→ **Records to use**:

*****

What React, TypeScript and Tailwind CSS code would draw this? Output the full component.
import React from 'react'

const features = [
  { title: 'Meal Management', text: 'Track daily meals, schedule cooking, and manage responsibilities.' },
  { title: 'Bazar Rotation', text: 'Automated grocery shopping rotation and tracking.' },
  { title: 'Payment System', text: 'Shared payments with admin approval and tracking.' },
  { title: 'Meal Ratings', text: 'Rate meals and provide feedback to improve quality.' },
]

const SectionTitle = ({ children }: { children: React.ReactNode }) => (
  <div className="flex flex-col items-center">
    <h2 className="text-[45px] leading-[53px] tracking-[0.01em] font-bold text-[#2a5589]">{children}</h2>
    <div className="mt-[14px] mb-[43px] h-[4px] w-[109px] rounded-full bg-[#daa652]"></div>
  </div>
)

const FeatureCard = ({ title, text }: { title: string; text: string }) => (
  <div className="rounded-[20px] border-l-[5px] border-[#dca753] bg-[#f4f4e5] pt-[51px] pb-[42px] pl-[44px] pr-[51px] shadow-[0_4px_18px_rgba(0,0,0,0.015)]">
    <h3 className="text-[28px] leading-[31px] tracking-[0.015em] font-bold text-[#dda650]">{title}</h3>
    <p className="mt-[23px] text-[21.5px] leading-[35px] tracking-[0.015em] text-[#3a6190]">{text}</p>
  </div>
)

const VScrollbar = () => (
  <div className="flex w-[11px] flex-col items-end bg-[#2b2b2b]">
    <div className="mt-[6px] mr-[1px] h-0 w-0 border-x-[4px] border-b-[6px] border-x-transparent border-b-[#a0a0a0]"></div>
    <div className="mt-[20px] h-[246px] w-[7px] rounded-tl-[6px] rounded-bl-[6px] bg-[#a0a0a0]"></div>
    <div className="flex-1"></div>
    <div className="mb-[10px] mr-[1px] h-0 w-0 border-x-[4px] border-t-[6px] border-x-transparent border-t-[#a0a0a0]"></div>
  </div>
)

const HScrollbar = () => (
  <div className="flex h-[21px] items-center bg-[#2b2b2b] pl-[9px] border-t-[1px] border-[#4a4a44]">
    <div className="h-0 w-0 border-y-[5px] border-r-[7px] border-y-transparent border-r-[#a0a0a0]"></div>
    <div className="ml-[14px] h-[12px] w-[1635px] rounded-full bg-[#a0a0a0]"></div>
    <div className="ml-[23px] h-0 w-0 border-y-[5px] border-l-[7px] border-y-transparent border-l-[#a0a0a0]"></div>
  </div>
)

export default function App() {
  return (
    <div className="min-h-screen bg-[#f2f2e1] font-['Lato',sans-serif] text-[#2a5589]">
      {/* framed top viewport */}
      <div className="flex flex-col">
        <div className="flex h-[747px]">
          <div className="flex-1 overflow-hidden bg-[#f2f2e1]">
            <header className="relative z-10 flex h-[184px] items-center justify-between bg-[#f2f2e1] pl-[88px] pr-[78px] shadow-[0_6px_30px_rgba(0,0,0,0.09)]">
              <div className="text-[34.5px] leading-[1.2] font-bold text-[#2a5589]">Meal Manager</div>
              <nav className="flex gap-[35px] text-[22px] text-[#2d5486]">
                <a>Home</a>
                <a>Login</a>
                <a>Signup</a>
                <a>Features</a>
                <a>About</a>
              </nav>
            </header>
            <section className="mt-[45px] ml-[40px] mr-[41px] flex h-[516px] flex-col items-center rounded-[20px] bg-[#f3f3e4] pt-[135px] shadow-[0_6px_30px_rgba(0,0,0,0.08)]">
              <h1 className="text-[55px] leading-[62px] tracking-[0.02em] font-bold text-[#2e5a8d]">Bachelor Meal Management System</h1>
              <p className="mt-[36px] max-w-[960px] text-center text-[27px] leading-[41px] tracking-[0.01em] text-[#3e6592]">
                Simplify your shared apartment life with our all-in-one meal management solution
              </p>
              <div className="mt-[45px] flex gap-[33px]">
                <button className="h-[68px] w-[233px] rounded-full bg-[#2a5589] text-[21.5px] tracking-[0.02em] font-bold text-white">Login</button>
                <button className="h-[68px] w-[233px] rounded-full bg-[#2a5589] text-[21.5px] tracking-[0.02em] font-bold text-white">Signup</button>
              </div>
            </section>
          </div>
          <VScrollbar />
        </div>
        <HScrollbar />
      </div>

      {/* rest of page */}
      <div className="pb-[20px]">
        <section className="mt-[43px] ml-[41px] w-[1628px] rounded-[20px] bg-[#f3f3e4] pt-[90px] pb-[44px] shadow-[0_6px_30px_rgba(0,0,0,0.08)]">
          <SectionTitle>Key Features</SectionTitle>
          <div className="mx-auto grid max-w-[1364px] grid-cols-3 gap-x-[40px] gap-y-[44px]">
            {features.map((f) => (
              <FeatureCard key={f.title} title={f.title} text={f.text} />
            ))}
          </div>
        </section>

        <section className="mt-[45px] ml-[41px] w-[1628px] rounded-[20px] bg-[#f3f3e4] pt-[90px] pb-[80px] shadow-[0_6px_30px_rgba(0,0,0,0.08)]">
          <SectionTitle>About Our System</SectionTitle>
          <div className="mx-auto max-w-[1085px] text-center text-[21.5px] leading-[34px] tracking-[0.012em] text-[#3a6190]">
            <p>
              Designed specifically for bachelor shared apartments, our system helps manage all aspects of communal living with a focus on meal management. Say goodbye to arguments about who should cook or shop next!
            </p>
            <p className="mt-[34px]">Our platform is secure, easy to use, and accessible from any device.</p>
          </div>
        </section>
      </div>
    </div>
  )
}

*****

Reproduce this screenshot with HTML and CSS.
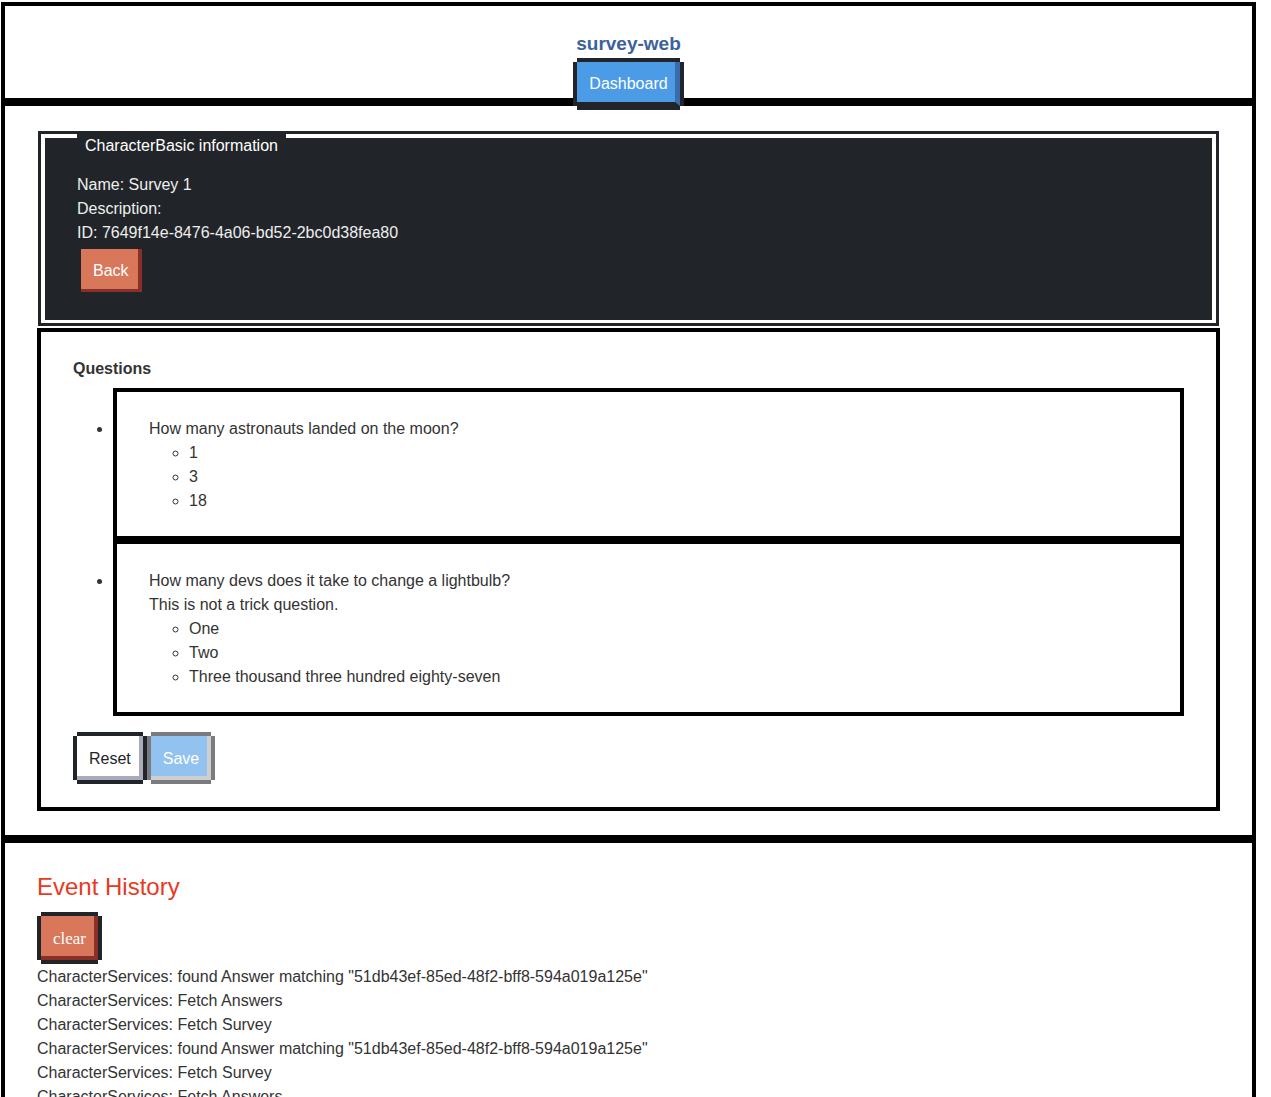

*****

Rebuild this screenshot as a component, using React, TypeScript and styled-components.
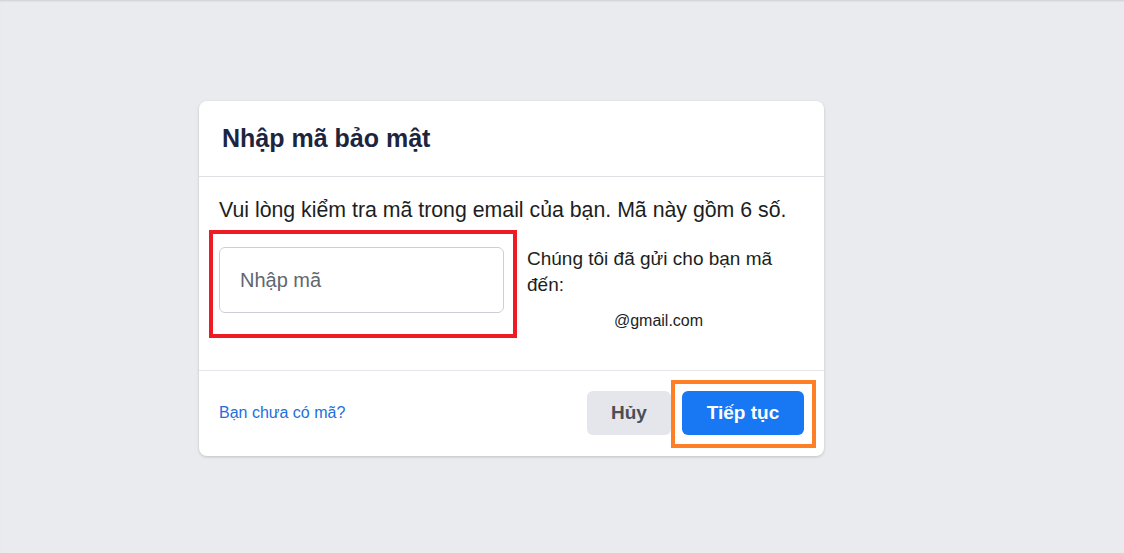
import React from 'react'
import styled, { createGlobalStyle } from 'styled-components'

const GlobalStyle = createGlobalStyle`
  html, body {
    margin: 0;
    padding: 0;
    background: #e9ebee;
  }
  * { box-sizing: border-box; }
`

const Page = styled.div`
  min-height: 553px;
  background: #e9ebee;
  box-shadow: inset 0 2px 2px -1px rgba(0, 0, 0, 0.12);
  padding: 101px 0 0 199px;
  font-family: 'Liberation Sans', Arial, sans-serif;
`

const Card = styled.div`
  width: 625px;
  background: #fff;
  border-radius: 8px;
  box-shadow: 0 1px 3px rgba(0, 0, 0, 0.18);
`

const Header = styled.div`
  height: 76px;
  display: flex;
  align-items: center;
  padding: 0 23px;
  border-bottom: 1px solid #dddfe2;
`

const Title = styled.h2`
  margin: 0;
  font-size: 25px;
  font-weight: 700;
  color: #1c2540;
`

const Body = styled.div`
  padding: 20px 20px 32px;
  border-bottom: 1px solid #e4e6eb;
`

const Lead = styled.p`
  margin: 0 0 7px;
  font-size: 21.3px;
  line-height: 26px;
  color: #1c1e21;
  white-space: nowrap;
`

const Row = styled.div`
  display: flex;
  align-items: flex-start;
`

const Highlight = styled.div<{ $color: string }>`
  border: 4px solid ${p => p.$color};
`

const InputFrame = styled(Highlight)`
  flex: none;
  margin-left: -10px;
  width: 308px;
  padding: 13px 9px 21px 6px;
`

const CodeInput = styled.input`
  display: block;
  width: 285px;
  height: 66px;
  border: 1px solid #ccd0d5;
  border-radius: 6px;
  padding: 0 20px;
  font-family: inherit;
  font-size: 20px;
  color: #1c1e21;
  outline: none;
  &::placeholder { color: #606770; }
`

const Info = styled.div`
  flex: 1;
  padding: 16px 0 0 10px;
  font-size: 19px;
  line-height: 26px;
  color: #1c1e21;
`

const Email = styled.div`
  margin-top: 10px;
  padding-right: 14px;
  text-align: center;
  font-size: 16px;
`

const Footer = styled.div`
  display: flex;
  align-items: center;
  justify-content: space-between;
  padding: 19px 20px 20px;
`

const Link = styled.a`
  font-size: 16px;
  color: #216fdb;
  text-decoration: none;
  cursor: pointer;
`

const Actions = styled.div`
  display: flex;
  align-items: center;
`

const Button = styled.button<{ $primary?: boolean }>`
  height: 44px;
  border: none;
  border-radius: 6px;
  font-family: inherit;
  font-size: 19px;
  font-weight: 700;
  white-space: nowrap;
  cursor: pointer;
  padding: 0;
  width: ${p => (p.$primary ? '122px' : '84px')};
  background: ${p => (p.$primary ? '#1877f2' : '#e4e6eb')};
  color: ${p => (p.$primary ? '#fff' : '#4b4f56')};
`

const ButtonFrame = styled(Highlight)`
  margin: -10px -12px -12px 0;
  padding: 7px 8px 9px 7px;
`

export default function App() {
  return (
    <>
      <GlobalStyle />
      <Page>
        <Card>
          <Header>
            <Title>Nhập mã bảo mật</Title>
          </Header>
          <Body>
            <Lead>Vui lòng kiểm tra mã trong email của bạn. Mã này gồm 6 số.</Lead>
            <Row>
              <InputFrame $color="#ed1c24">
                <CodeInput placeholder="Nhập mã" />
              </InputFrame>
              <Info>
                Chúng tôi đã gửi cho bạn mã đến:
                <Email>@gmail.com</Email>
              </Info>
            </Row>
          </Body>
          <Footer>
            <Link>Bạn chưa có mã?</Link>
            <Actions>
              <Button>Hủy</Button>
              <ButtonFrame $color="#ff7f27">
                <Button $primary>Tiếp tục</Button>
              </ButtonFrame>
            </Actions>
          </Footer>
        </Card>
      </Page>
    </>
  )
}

*****

→ **What you are asked to do**: Every line above that contains the word "components" should be reported.

→ **Task answer**:
Rebuild this screenshot as a component, using React, TypeScript and styled-components.
import styled, { createGlobalStyle } from 'styled-components'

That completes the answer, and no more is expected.